What is Molluscum Contagiosum?
Molluscum Contagiosum is a common non-cancerous skin growth caused by a viral infection in the top layers of the skin. They are similar to warts, but are caused by a different virus. The name molluscum contagiosum implies that the virus and the growths are easily spread by skin contact. The virus that causes molluscum contagiosum belongs to a family of viruses called poxviruses. This virus can enter through small breaks in the skin or hair follicles and can lead to the development of molluscum lesions. It does not affect any internal organs.
Molluscum are usually small, flesh-colored or pink, dome shaped growths. They may appear shiny and have a small indentation in the center. Molluscum are often found in clusters of the skin of the chest, abdomen, arms, groin, or buttock. They can also involve the face and eyelids.
The molluscum virus is transmitted from the skin of one person who has these growths to the skin of another person. Molluscum occur where most often skin-to-skin contact is frequent. They often occur in young children, especially among siblings. Molluscum can be transmitted sexually and may be spread in swimming pools.
Many dermatologists advise treating molluscum because they spread. However, molluscum will eventually go away on their own without leaving a scar. Because the growths are easily spread from one area of the skin to another, some growths may appear as others are going away. It may take from six months up to five years for all the molluscum to go away on their own.

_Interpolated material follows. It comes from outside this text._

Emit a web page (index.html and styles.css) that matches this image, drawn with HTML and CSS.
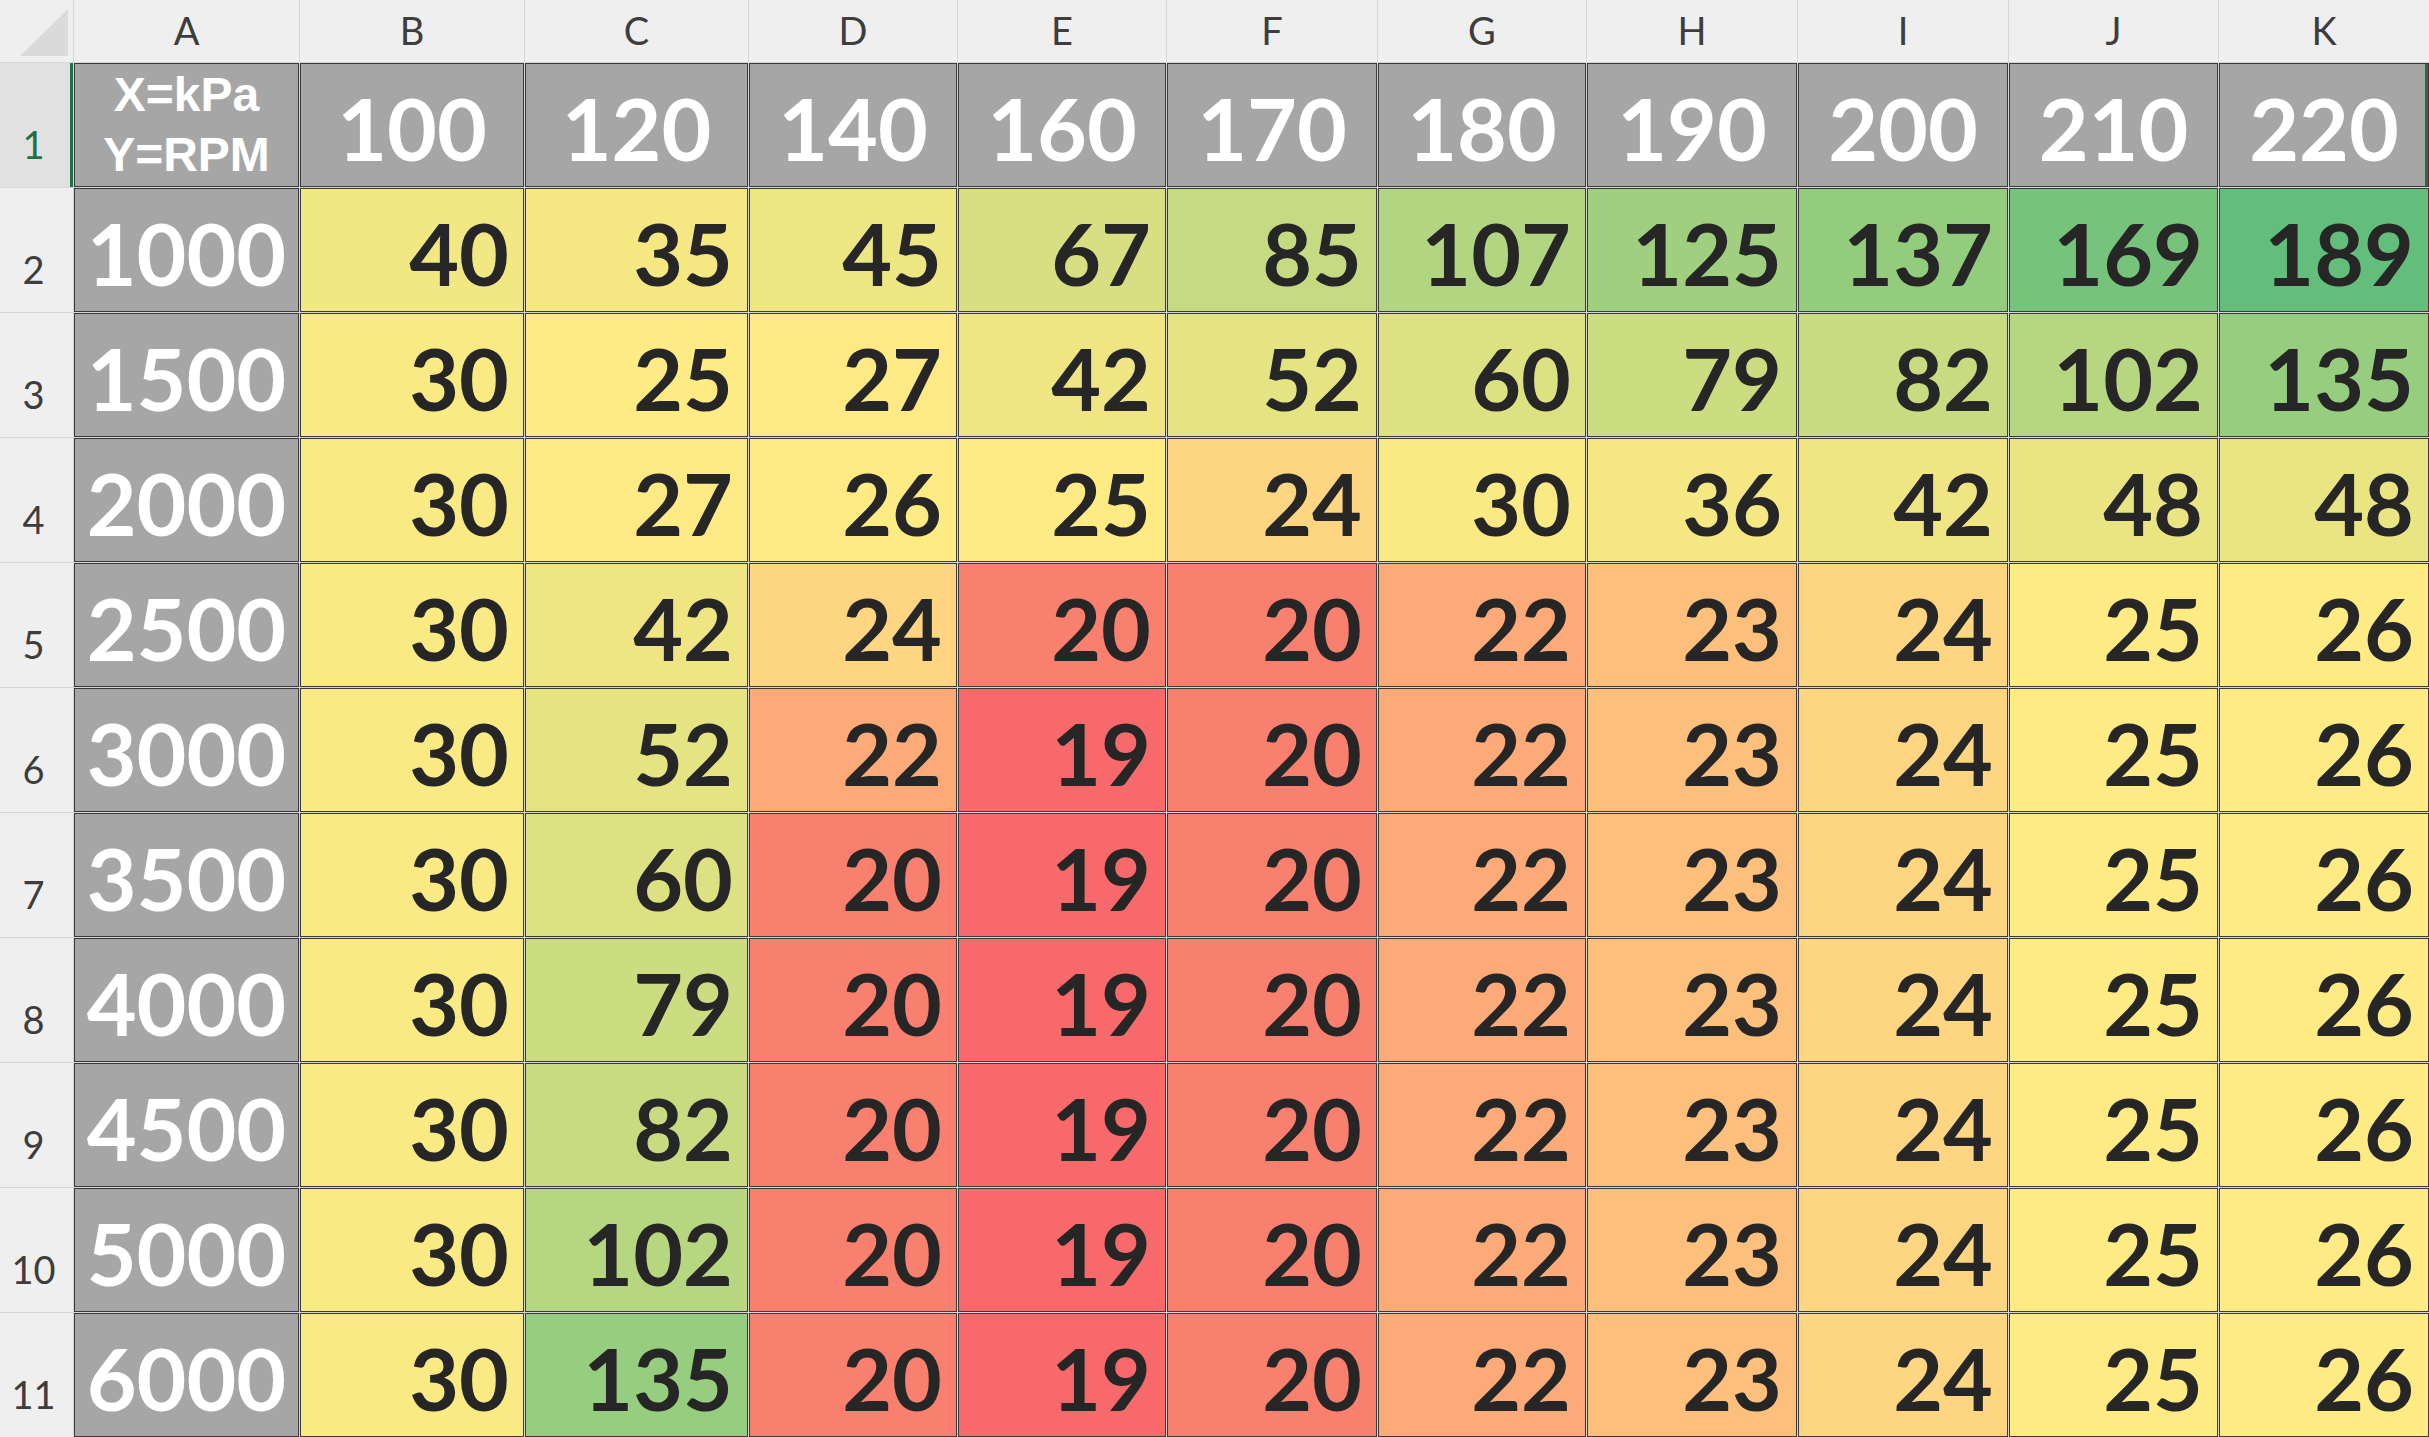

Molluscum are treated in the same ways that warts are treated. They can be frozen with liquid nitrogen, destroyed with various acids or blistering solutions, treated with an electric needle (electrocautery), scraped off with a sharp instrument (curette), treated daily with a home application of a topical retinoid cream or gel, treated with a topical immune modifier, or treated with a topical anti-viral medication.